Freedom argues that the only harm to the trustees in denying an injunction would be economic harm. It maintains that the trustees can afford to secure financing from another source, as demonstrated by a document that they submitted to the trial judge showing rental operations, cash flow and equity, 1974 through 1980, and the budget for *395 1981. The granting of the injunction, Freedom continues, works "an equal economic loss [for Freedom] ..., by the deprivation of the benefits in present return that would result from plaintiffs' repaying the borrowed funds." By granting the injunction, the trial judge implicitly found, as matter of fact, that the harm to the trustees if the injunction were denied outweighed the harm to Freedom if it were granted.

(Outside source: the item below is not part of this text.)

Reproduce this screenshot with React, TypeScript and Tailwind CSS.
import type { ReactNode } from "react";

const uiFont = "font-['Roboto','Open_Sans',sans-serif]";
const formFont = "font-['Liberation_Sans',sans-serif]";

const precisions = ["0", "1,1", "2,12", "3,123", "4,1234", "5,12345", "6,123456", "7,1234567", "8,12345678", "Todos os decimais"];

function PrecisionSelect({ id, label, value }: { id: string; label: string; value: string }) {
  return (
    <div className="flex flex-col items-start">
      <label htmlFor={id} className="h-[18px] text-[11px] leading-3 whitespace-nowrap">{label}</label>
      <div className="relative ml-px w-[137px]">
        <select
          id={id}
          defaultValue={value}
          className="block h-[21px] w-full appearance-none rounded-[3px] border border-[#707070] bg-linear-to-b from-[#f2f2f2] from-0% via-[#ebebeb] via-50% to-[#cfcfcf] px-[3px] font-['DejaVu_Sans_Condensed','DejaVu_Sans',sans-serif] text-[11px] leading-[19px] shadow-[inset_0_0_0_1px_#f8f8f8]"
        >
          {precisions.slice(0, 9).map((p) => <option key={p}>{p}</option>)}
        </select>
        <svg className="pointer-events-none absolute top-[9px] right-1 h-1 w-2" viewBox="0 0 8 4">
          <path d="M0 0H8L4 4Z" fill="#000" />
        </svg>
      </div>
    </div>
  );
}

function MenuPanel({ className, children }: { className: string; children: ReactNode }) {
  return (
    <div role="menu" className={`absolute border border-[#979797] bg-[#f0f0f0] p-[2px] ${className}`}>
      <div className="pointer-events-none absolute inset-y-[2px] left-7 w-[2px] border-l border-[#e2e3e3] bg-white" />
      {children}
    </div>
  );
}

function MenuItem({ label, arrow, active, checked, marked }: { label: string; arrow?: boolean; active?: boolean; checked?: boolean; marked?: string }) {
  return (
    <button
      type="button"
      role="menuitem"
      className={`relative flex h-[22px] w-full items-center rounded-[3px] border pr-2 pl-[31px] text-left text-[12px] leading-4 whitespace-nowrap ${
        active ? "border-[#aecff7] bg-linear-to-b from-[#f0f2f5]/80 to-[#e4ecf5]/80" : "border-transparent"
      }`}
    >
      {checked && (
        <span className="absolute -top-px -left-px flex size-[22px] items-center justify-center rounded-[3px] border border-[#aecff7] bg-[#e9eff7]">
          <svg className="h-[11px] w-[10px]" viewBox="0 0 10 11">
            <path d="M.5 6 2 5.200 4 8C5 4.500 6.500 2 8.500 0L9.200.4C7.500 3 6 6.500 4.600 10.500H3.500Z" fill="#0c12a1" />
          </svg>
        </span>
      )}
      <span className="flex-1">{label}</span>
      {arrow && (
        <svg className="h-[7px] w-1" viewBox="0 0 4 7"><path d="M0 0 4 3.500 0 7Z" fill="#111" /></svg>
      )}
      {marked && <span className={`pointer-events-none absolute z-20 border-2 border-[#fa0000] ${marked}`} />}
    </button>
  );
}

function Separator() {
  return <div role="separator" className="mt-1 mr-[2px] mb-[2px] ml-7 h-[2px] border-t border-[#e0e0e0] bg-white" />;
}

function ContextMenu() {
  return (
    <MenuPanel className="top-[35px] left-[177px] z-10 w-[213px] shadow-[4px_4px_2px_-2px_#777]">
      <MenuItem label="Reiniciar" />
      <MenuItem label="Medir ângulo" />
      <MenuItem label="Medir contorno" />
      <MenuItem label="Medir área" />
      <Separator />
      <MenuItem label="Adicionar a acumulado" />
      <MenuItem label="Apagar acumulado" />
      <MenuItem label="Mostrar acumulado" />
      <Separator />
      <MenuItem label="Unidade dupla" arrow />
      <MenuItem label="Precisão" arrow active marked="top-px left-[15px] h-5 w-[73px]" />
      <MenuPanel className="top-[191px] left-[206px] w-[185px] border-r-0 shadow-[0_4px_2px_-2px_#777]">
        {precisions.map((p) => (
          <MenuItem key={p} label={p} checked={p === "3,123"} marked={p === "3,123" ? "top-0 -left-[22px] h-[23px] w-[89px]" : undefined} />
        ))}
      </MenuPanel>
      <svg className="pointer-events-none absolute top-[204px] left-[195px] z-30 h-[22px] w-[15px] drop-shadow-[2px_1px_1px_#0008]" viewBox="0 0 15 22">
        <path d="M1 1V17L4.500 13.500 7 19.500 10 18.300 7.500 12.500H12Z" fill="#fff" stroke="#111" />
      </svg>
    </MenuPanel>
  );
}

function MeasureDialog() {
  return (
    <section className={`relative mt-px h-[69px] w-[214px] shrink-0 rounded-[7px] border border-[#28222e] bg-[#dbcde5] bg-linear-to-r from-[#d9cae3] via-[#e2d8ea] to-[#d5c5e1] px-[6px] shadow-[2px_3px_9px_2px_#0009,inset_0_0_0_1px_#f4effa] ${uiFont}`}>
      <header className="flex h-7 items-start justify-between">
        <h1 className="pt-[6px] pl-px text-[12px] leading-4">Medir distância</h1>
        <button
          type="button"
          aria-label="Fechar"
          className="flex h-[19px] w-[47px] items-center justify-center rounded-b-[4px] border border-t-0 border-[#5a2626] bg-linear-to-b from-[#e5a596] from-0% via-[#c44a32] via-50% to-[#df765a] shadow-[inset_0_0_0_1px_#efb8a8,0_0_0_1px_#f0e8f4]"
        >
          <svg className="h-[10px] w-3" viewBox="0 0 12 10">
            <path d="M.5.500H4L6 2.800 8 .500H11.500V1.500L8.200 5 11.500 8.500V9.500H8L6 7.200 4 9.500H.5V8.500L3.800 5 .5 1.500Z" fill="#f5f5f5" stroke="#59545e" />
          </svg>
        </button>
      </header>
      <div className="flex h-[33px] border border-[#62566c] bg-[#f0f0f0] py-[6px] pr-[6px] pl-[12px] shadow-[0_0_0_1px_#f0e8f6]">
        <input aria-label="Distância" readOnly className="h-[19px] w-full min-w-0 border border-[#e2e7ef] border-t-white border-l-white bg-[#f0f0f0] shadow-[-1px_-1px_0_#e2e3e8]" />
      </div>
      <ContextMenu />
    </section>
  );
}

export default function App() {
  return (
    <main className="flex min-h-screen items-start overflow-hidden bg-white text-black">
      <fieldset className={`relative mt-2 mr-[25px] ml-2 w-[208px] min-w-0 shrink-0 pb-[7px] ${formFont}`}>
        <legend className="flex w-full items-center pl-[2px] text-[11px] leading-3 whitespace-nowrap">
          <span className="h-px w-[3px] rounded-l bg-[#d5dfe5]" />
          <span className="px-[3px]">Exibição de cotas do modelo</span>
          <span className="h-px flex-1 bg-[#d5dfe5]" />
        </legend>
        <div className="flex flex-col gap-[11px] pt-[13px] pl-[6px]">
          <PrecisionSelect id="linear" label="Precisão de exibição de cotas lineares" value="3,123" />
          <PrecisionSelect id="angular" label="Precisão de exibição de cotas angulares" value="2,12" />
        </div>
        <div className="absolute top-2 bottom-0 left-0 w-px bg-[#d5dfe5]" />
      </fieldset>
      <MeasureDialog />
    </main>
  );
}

It follows from what we have said, however, that based upon the present record there does not exist a substantial possibility that the trustees will prevail on the merits. "[I]f the moving party can demonstrate both that the requested relief is necessary to prevent irreparable harm to it and that granting the injunction poses no substantial risk of such harm to the opposing party, a substantial possibility of success on the merits warrants issuing the injunction." Packaging Indus. Group. Inc. v. Cheney, 380 Mass. at 617 n. 12. Thus, while the trustees may have met their burden of demonstrating irreparable harm in the absence of injunctive relief, they have failed on this record to show a likelihood that they will prevail on the merits.

Our decision does not preclude further consideration of the case on the merits in the context of a full trial. See Edwin R. Sage Co. v. Foley, 12 Mass. App. Ct. at 28. Should the trustees prevail on any equitable defenses which they might have, but which they have failed to demonstrate on this record, see, e.g., Dunham v. Ware Sav. Bank, 384 Mass. at 74 n. 12, they will be entitled to damages. However, they are not at this time entitled to injunctive relief.

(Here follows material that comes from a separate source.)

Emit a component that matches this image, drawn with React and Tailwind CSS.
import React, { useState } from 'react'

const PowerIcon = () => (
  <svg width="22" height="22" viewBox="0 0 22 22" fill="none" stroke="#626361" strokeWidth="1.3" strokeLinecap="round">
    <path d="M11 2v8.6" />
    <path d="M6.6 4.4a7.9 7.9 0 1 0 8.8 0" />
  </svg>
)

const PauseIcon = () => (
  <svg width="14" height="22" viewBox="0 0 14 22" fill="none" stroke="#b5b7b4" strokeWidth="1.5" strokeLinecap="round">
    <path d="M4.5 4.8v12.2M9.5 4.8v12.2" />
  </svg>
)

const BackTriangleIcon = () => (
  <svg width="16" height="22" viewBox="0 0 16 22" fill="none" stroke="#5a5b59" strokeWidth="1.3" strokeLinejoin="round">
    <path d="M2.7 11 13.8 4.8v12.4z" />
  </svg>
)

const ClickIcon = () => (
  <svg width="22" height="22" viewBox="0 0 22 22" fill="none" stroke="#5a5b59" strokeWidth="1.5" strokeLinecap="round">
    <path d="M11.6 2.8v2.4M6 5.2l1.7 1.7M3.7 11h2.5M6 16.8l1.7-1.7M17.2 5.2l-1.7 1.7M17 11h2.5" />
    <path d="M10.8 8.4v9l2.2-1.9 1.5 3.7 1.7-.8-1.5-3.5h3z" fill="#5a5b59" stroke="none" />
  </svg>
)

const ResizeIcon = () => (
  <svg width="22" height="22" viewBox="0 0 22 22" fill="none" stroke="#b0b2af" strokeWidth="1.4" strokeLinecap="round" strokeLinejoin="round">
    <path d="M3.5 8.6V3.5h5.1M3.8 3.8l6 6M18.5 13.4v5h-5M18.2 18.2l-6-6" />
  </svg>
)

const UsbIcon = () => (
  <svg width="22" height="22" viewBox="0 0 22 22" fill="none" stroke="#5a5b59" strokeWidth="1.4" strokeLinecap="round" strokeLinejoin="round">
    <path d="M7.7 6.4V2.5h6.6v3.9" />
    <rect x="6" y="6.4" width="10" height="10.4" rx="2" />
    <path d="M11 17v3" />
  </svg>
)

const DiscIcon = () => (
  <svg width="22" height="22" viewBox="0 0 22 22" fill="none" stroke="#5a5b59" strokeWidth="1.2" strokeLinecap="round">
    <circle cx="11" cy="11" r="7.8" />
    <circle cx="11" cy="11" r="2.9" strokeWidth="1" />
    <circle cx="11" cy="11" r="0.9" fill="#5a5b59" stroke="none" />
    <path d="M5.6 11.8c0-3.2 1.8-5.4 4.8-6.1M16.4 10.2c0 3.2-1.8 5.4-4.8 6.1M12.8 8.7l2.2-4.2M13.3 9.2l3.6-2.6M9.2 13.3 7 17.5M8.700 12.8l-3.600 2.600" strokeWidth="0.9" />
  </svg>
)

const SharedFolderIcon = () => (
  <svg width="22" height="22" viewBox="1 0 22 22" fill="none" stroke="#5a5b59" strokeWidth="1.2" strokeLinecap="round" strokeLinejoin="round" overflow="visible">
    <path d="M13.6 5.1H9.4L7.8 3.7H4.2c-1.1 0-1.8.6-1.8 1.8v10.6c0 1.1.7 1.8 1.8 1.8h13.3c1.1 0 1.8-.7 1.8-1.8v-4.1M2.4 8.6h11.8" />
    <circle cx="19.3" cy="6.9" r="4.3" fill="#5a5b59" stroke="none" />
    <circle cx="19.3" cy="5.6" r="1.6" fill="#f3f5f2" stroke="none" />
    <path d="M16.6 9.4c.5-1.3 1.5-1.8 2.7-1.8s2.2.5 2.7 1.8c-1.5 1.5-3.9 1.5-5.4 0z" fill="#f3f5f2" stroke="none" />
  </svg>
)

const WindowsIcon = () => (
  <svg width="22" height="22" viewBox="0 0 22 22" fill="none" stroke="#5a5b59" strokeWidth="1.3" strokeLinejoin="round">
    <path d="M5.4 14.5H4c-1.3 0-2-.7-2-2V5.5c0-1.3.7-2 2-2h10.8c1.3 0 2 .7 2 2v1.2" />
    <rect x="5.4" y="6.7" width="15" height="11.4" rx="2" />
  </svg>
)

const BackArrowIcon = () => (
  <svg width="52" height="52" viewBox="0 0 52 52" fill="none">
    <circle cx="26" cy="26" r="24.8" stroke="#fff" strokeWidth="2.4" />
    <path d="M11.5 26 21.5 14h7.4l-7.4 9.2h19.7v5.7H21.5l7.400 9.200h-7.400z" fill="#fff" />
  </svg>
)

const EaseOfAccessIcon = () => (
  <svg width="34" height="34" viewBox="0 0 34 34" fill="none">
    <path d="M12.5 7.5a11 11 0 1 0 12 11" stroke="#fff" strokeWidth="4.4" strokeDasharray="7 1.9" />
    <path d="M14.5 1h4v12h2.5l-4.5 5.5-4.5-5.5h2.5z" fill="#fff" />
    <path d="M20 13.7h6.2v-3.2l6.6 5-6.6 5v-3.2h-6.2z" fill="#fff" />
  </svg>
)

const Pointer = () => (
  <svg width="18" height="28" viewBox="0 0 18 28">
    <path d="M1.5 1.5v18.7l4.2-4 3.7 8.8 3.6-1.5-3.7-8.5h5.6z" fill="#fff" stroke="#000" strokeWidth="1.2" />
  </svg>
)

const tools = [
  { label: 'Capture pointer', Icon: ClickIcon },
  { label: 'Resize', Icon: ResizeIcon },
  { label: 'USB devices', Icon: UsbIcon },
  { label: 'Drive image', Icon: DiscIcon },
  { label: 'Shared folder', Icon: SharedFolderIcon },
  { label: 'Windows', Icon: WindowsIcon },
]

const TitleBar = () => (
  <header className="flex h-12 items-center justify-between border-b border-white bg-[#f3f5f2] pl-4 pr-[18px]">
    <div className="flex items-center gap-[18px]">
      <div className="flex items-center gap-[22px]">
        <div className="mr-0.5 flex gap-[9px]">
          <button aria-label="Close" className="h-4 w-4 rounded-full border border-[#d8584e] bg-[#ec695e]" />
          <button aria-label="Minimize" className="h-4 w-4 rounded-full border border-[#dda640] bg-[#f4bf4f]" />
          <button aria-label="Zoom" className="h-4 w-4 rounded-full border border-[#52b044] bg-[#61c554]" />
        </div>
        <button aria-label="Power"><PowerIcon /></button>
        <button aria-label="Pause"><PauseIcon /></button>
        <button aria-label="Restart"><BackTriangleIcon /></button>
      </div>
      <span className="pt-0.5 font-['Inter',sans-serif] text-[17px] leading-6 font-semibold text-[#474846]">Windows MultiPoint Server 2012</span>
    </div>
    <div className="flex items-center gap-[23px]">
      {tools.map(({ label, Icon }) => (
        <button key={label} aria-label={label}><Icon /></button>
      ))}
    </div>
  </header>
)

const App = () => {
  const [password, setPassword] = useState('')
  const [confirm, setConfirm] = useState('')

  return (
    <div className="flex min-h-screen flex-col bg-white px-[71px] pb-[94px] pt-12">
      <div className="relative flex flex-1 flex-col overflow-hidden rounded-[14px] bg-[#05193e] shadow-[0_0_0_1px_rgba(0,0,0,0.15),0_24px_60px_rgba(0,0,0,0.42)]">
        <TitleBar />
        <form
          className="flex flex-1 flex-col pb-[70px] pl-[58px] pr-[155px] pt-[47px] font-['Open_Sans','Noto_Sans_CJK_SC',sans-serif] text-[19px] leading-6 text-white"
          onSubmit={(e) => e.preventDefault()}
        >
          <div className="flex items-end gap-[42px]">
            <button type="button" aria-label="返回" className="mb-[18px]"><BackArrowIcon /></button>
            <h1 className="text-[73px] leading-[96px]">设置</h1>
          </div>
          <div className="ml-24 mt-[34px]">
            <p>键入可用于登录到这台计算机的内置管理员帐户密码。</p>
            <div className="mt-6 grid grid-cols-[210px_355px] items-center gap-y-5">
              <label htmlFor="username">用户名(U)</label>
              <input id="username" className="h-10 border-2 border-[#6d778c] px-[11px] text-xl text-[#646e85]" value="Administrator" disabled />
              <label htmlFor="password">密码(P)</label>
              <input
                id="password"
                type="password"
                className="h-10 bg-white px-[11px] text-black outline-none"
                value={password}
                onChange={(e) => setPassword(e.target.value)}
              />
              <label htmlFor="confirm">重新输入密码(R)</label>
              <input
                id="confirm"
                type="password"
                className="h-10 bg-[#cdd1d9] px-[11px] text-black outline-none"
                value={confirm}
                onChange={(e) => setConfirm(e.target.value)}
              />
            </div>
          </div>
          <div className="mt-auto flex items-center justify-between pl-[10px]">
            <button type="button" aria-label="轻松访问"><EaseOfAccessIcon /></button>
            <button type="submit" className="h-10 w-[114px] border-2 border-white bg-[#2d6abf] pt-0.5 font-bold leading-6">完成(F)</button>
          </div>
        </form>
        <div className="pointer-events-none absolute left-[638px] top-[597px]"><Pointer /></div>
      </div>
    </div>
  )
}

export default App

Accordingly, the injunction is vacated.

So ordered.

NOTES

[1] James M. Hurley, in their capacities as trustees of a trust known as Windsor at Westborough, Massachusetts, a three-hundred unit apartment complex developed and managed by the trust at all times here material.

[2] The trustees had timely paid, and Freedom had accepted, the usual monthly mortgage payments during the months between the date when the second mortgage was given to Citicorp and the date upon which Freedom discovered it.

[3] The interest was to be three and one-quarter percentage points above Freedom's announced interest rate payable on its regular savings accounts, but not higher than ten percent nor lower than eight and one-half percent, per annum.

[4] Although Freedom did not elaborate upon its "business reasons," we think them to be obvious in view of the fact that by 1979 interest rates were in steep ascent.

[5] Other than the conclusory statement made by the trustees in their letter of March 31, 1981, that paragraph 8 was never intended to prohibit junior mortgages, the trustees have not asserted any ambiguity or circumstance that would require or justify going beyond the mortgage. Edwin R. Sage Co. v. Foley, 12 Mass. App. Ct. at 27. Thomas v. Christensen, 12 Mass. App. Ct. 169, 175 (1981).

[6] The Malouff mortgage allowed for acceleration "[a]t any time after," Malouff, at 304, the triggering event, and paragraph 8 similarly provides for acceleration "at any time thereafter."

[7] The trustees make "no allegations of fraudulent or unconscionable conduct by the bank, or laches, which might give rise to equitable defenses to be used by a borrower in such a situation [i.e. delayed acceleration]." Dunham v. Ware Sav. Bank, 384 Mass. at 74 n. 12.

[8] The 1981 regulations cited herein are identical to those appearing in 1982, and no reference will be made to the later citation.

[9] This regulation was codified initially in 12 C.F.R. § 545.6-11(f), effective July 31, 1976. It was promulgated as a result of increasing concern by the Federal Home Loan Bank Board "as to the authority of a federal savings and loan association to exercise a `due-on-sale' clause." Fidelity Fed. Sav. & Loan Assn. v. de la Cuesta, 458 U.S. 141, 145 (1982).

[10] The fact that residential mortgages were the vehicle by which § 545.8-3(f) was brought before the Court is a distinction which provides no difference of substance. The underlying purpose of § 545.8-3(f), as expressed by the board, pertains to all "due-on-sale" clauses. "[T]he federal associations' practice of borrowing short and lending long, ... combined with rising interest rates, has increased the cost of funds to these institutions and reduced their income. Exercising due-on-sale clauses enables savings and loans to alleviate this problem by replacing long-term, lowyield loans with loans at the prevailing interest rates and thereby to avoid increasing interest rates across the board." Fidelity Fed. Sav. & Loan Assn. v. de la Cuesta, 458 U.S. at 168-169. It is not our function to question the "economic soundness" of the board's position. Id. at 169-170.